The records below must be output exactly, without pictures.

| Records provided |
— BEGIN —

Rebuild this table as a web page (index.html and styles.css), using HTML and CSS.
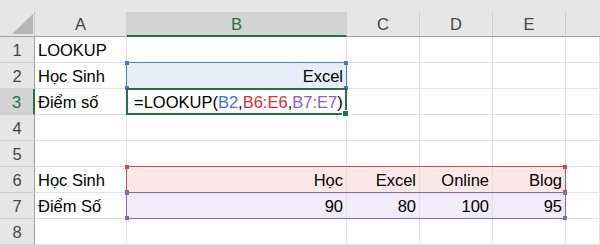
FILE: index.html
```html
<!DOCTYPE html>
<html lang="vi">
  <head>
    <meta charset="UTF-8">
    <meta name="viewport" content="width=device-width, initial-scale=1.0">
    <title>LOOKUP</title>
    <link rel="stylesheet" href="styles.css">
  </head>
  <body>
    <div class="top-strip"></div>
    <div class="sheet">
      <!-- column headers -->
      <div class="corner">
        <svg width="35" height="25" viewBox="0 0 35 25"><polygon points="12,22 33,22 33,2" fill="#b5b5b5"/></svg>
      </div>
      <div class="col-head">A</div>
      <div class="col-head active">B</div>
      <div class="col-head">C</div>
      <div class="col-head">D</div>
      <div class="col-head">E</div>
      <div class="col-head last"></div>

      <!-- row 1 -->
      <div class="row-head">1</div>
      <div class="cell">LOOKUP</div>
      <div class="cell"></div>
      <div class="cell"></div>
      <div class="cell"></div>
      <div class="cell"></div>
      <div class="cell"></div>

      <!-- row 2 -->
      <div class="row-head">2</div>
      <div class="cell">Học Sinh</div>
      <div class="cell num fill-blue">Excel</div>
      <div class="cell"></div>
      <div class="cell"></div>
      <div class="cell"></div>
      <div class="cell"></div>

      <!-- row 3 -->
      <div class="row-head active">3</div>
      <div class="cell">Điểm số</div>
      <div class="cell formula">=LOOKUP(<span class="ref-blue">B2</span>,<span class="ref-red">B6:E6</span>,<span class="ref-purple">B7:E7</span>)</div>
      <div class="cell"></div>
      <div class="cell"></div>
      <div class="cell"></div>
      <div class="cell"></div>

      <!-- row 4 -->
      <div class="row-head">4</div>
      <div class="cell"></div>
      <div class="cell"></div>
      <div class="cell"></div>
      <div class="cell"></div>
      <div class="cell"></div>
      <div class="cell"></div>

      <!-- row 5 -->
      <div class="row-head">5</div>
      <div class="cell"></div>
      <div class="cell"></div>
      <div class="cell"></div>
      <div class="cell"></div>
      <div class="cell"></div>
      <div class="cell"></div>

      <!-- row 6 -->
      <div class="row-head">6</div>
      <div class="cell">Học Sinh</div>
      <div class="cell num fill-red">Học</div>
      <div class="cell num fill-red">Excel</div>
      <div class="cell num fill-red">Online</div>
      <div class="cell num fill-red">Blog</div>
      <div class="cell"></div>

      <!-- row 7 -->
      <div class="row-head">7</div>
      <div class="cell">Điểm Số</div>
      <div class="cell num fill-purple">90</div>
      <div class="cell num fill-purple">80</div>
      <div class="cell num fill-purple">100</div>
      <div class="cell num fill-purple">95</div>
      <div class="cell"></div>

      <!-- row 8 -->
      <div class="row-head">8</div>
      <div class="cell"></div>
      <div class="cell"></div>
      <div class="cell"></div>
      <div class="cell"></div>
      <div class="cell"></div>
      <div class="cell"></div>

      <!-- range outlines drawn over the cells -->
      <div class="range range-blue area-b2"><i class="dot tl"></i><i class="dot tr"></i><i class="dot bl"></i><i class="dot br"></i></div>
      <div class="range range-red area-row6"><i class="dot tl"></i><i class="dot tr"></i><i class="dot bl"></i><i class="dot br"></i></div>
      <div class="range range-purple area-row7"><i class="dot tl"></i><i class="dot tr"></i><i class="dot bl"></i><i class="dot br"></i></div>
      <div class="selection area-b3"><i class="handle"></i></div>
    </div>
  </body>
</html>
```

FILE: styles.css
```css
body {
  margin: 0;
  width: 600px;
  height: 245px;
  overflow: hidden;
  background-color: #fff;
  font-family: "Liberation Sans", Arial, sans-serif;
  font-size: 16.5px;
  color: #000;
}

.top-strip {
  height: 12px;
  background-color: #e6e6e6;
}

.sheet {
  position: relative;
  display: grid;
  grid-template-columns: 35px 92px 220px 73px 73px 73px 1fr;
  grid-template-rows: 25px repeat(8, 26px);
}

.sheet > div {
  box-sizing: border-box;
}

.corner {
  background-color: #e6e6e6;
  border-right: 1px solid #c8c8c8;
  border-bottom: 1px solid #9f9f9f;
}

.corner svg {
  display: block;
}

.col-head {
  background-color: #e6e6e6;
  border-right: 1px solid #cfcfcf;
  border-bottom: 1px solid #9f9f9f;
  color: #444;
  display: flex;
  align-items: center;
  justify-content: center;
  padding-top: 1px;
}

.col-head.last {
  border-right: none;
}

.col-head.active {
  background-color: #d3d3d3;
  color: #217346;
  border-bottom: 2px solid #217346;
}

.row-head {
  background-color: #e6e6e6;
  border-right: 1px solid #9f9f9f;
  border-bottom: 1px solid #cfcfcf;
  color: #444;
  display: flex;
  align-items: center;
  justify-content: center;
  padding-top: 2px;
}

.row-head.active {
  background-color: #d3d3d3;
  color: #217346;
  border-right: 2px solid #217346;
}

.cell {
  border-right: 1px solid #e1e1e1;
  border-bottom: 1px solid #e1e1e1;
  display: flex;
  align-items: center;
  padding: 2px 3px 0;
  white-space: nowrap;
}

.cell.num {
  justify-content: flex-end;
}

.fill-blue {
  background-color: #e8eef9;
}

.fill-red {
  background-color: #fde8e8;
}

.fill-purple {
  background-color: #f1ecfa;
}

.formula {
  padding-left: 7px;
  overflow: visible;
}

.ref-blue {
  color: #3e6fd6;
}

.ref-red {
  color: #c9323e;
}

.ref-purple {
  color: #8b5ec0;
}

/* range outlines sit on top of the grid cells they cover */
.range,
.selection {
  position: absolute;
  top: -1px;
  left: -1px;
  right: 0;
  bottom: 0;
  pointer-events: none;
}

.area-b2 {
  grid-column: 3 / 4;
  grid-row: 3 / 4;
}

.area-b3 {
  grid-column: 3 / 4;
  grid-row: 4 / 5;
}

.area-row6 {
  grid-column: 3 / 7;
  grid-row: 7 / 8;
}

.area-row7 {
  grid-column: 3 / 7;
  grid-row: 8 / 9;
}

.range-blue {
  border: 1px solid #4a78d0;
  color: #4a78d0;
}

.range-red {
  border: 1px solid #c94a55;
  color: #c94a55;
}

.range-purple {
  border: 1px solid #8a64c4;
  color: #8a64c4;
}

.dot {
  position: absolute;
  width: 4px;
  height: 4px;
  background-color: currentColor;
}

.dot.tl { left: -2px; top: -2px; }
.dot.tr { right: -2px; top: -2px; }
.dot.bl { left: -2px; bottom: -2px; }
.dot.br { right: -2px; bottom: -2px; }

.selection {
  border: 2px solid #217346;
}

.handle {
  position: absolute;
  right: -4px;
  bottom: -4px;
  width: 5px;
  height: 5px;
  background-color: #217346;
  border: 1px solid #fff;
}
```
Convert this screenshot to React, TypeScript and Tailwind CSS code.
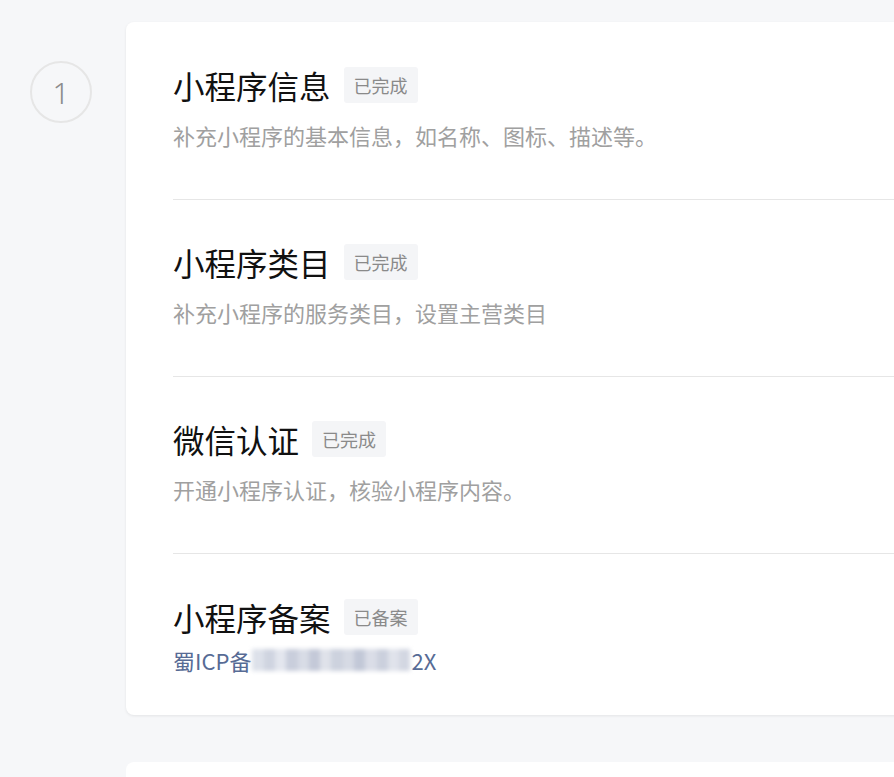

— END —

| Solution for this task |
Rebuild this table as a web page (index.html and styles.css), using HTML and CSS.
FILE: index.html
```html
<!DOCTYPE html>
<html lang="vi">
  <head>
    <meta charset="UTF-8">
    <meta name="viewport" content="width=device-width, initial-scale=1.0">
    <title>LOOKUP</title>
    <link rel="stylesheet" href="styles.css">
  </head>
  <body>
    <div class="top-strip"></div>
    <div class="sheet">
      <!-- column headers -->
      <div class="corner">
        <svg width="35" height="25" viewBox="0 0 35 25"><polygon points="12,22 33,22 33,2" fill="#b5b5b5"/></svg>
      </div>
      <div class="col-head">A</div>
      <div class="col-head active">B</div>
      <div class="col-head">C</div>
      <div class="col-head">D</div>
      <div class="col-head">E</div>
      <div class="col-head last"></div>

      <!-- row 1 -->
      <div class="row-head">1</div>
      <div class="cell">LOOKUP</div>
      <div class="cell"></div>
      <div class="cell"></div>
      <div class="cell"></div>
      <div class="cell"></div>
      <div class="cell"></div>

      <!-- row 2 -->
      <div class="row-head">2</div>
      <div class="cell">Học Sinh</div>
      <div class="cell num fill-blue">Excel</div>
      <div class="cell"></div>
      <div class="cell"></div>
      <div class="cell"></div>
      <div class="cell"></div>

      <!-- row 3 -->
      <div class="row-head active">3</div>
      <div class="cell">Điểm số</div>
      <div class="cell formula">=LOOKUP(<span class="ref-blue">B2</span>,<span class="ref-red">B6:E6</span>,<span class="ref-purple">B7:E7</span>)</div>
      <div class="cell"></div>
      <div class="cell"></div>
      <div class="cell"></div>
      <div class="cell"></div>

      <!-- row 4 -->
      <div class="row-head">4</div>
      <div class="cell"></div>
      <div class="cell"></div>
      <div class="cell"></div>
      <div class="cell"></div>
      <div class="cell"></div>
      <div class="cell"></div>

      <!-- row 5 -->
      <div class="row-head">5</div>
      <div class="cell"></div>
      <div class="cell"></div>
      <div class="cell"></div>
      <div class="cell"></div>
      <div class="cell"></div>
      <div class="cell"></div>

      <!-- row 6 -->
      <div class="row-head">6</div>
      <div class="cell">Học Sinh</div>
      <div class="cell num fill-red">Học</div>
      <div class="cell num fill-red">Excel</div>
      <div class="cell num fill-red">Online</div>
      <div class="cell num fill-red">Blog</div>
      <div class="cell"></div>

      <!-- row 7 -->
      <div class="row-head">7</div>
      <div class="cell">Điểm Số</div>
      <div class="cell num fill-purple">90</div>
      <div class="cell num fill-purple">80</div>
      <div class="cell num fill-purple">100</div>
      <div class="cell num fill-purple">95</div>
      <div class="cell"></div>

      <!-- row 8 -->
      <div class="row-head">8</div>
      <div class="cell"></div>
      <div class="cell"></div>
      <div class="cell"></div>
      <div class="cell"></div>
      <div class="cell"></div>
      <div class="cell"></div>

      <!-- range outlines drawn over the cells -->
      <div class="range range-blue area-b2"><i class="dot tl"></i><i class="dot tr"></i><i class="dot bl"></i><i class="dot br"></i></div>
      <div class="range range-red area-row6"><i class="dot tl"></i><i class="dot tr"></i><i class="dot bl"></i><i class="dot br"></i></div>
      <div class="range range-purple area-row7"><i class="dot tl"></i><i class="dot tr"></i><i class="dot bl"></i><i class="dot br"></i></div>
      <div class="selection area-b3"><i class="handle"></i></div>
    </div>
  </body>
</html>
```

FILE: styles.css
```css
body {
  margin: 0;
  width: 600px;
  height: 245px;
  overflow: hidden;
  background-color: #fff;
  font-family: "Liberation Sans", Arial, sans-serif;
  font-size: 16.5px;
  color: #000;
}

.top-strip {
  height: 12px;
  background-color: #e6e6e6;
}

.sheet {
  position: relative;
  display: grid;
  grid-template-columns: 35px 92px 220px 73px 73px 73px 1fr;
  grid-template-rows: 25px repeat(8, 26px);
}

.sheet > div {
  box-sizing: border-box;
}

.corner {
  background-color: #e6e6e6;
  border-right: 1px solid #c8c8c8;
  border-bottom: 1px solid #9f9f9f;
}

.corner svg {
  display: block;
}

.col-head {
  background-color: #e6e6e6;
  border-right: 1px solid #cfcfcf;
  border-bottom: 1px solid #9f9f9f;
  color: #444;
  display: flex;
  align-items: center;
  justify-content: center;
  padding-top: 1px;
}

.col-head.last {
  border-right: none;
}

.col-head.active {
  background-color: #d3d3d3;
  color: #217346;
  border-bottom: 2px solid #217346;
}

.row-head {
  background-color: #e6e6e6;
  border-right: 1px solid #9f9f9f;
  border-bottom: 1px solid #cfcfcf;
  color: #444;
  display: flex;
  align-items: center;
  justify-content: center;
  padding-top: 2px;
}

.row-head.active {
  background-color: #d3d3d3;
  color: #217346;
  border-right: 2px solid #217346;
}

.cell {
  border-right: 1px solid #e1e1e1;
  border-bottom: 1px solid #e1e1e1;
  display: flex;
  align-items: center;
  padding: 2px 3px 0;
  white-space: nowrap;
}

.cell.num {
  justify-content: flex-end;
}

.fill-blue {
  background-color: #e8eef9;
}

.fill-red {
  background-color: #fde8e8;
}

.fill-purple {
  background-color: #f1ecfa;
}

.formula {
  padding-left: 7px;
  overflow: visible;
}

.ref-blue {
  color: #3e6fd6;
}

.ref-red {
  color: #c9323e;
}

.ref-purple {
  color: #8b5ec0;
}

/* range outlines sit on top of the grid cells they cover */
.range,
.selection {
  position: absolute;
  top: -1px;
  left: -1px;
  right: 0;
  bottom: 0;
  pointer-events: none;
}

.area-b2 {
  grid-column: 3 / 4;
  grid-row: 3 / 4;
}

.area-b3 {
  grid-column: 3 / 4;
  grid-row: 4 / 5;
}

.area-row6 {
  grid-column: 3 / 7;
  grid-row: 7 / 8;
}

.area-row7 {
  grid-column: 3 / 7;
  grid-row: 8 / 9;
}

.range-blue {
  border: 1px solid #4a78d0;
  color: #4a78d0;
}

.range-red {
  border: 1px solid #c94a55;
  color: #c94a55;
}

.range-purple {
  border: 1px solid #8a64c4;
  color: #8a64c4;
}

.dot {
  position: absolute;
  width: 4px;
  height: 4px;
  background-color: currentColor;
}

.dot.tl { left: -2px; top: -2px; }
.dot.tr { right: -2px; top: -2px; }
.dot.bl { left: -2px; bottom: -2px; }
.dot.br { right: -2px; bottom: -2px; }

.selection {
  border: 2px solid #217346;
}

.handle {
  position: absolute;
  right: -4px;
  bottom: -4px;
  width: 5px;
  height: 5px;
  background-color: #217346;
  border: 1px solid #fff;
}
```
Convert this screenshot to React, TypeScript and Tailwind CSS code.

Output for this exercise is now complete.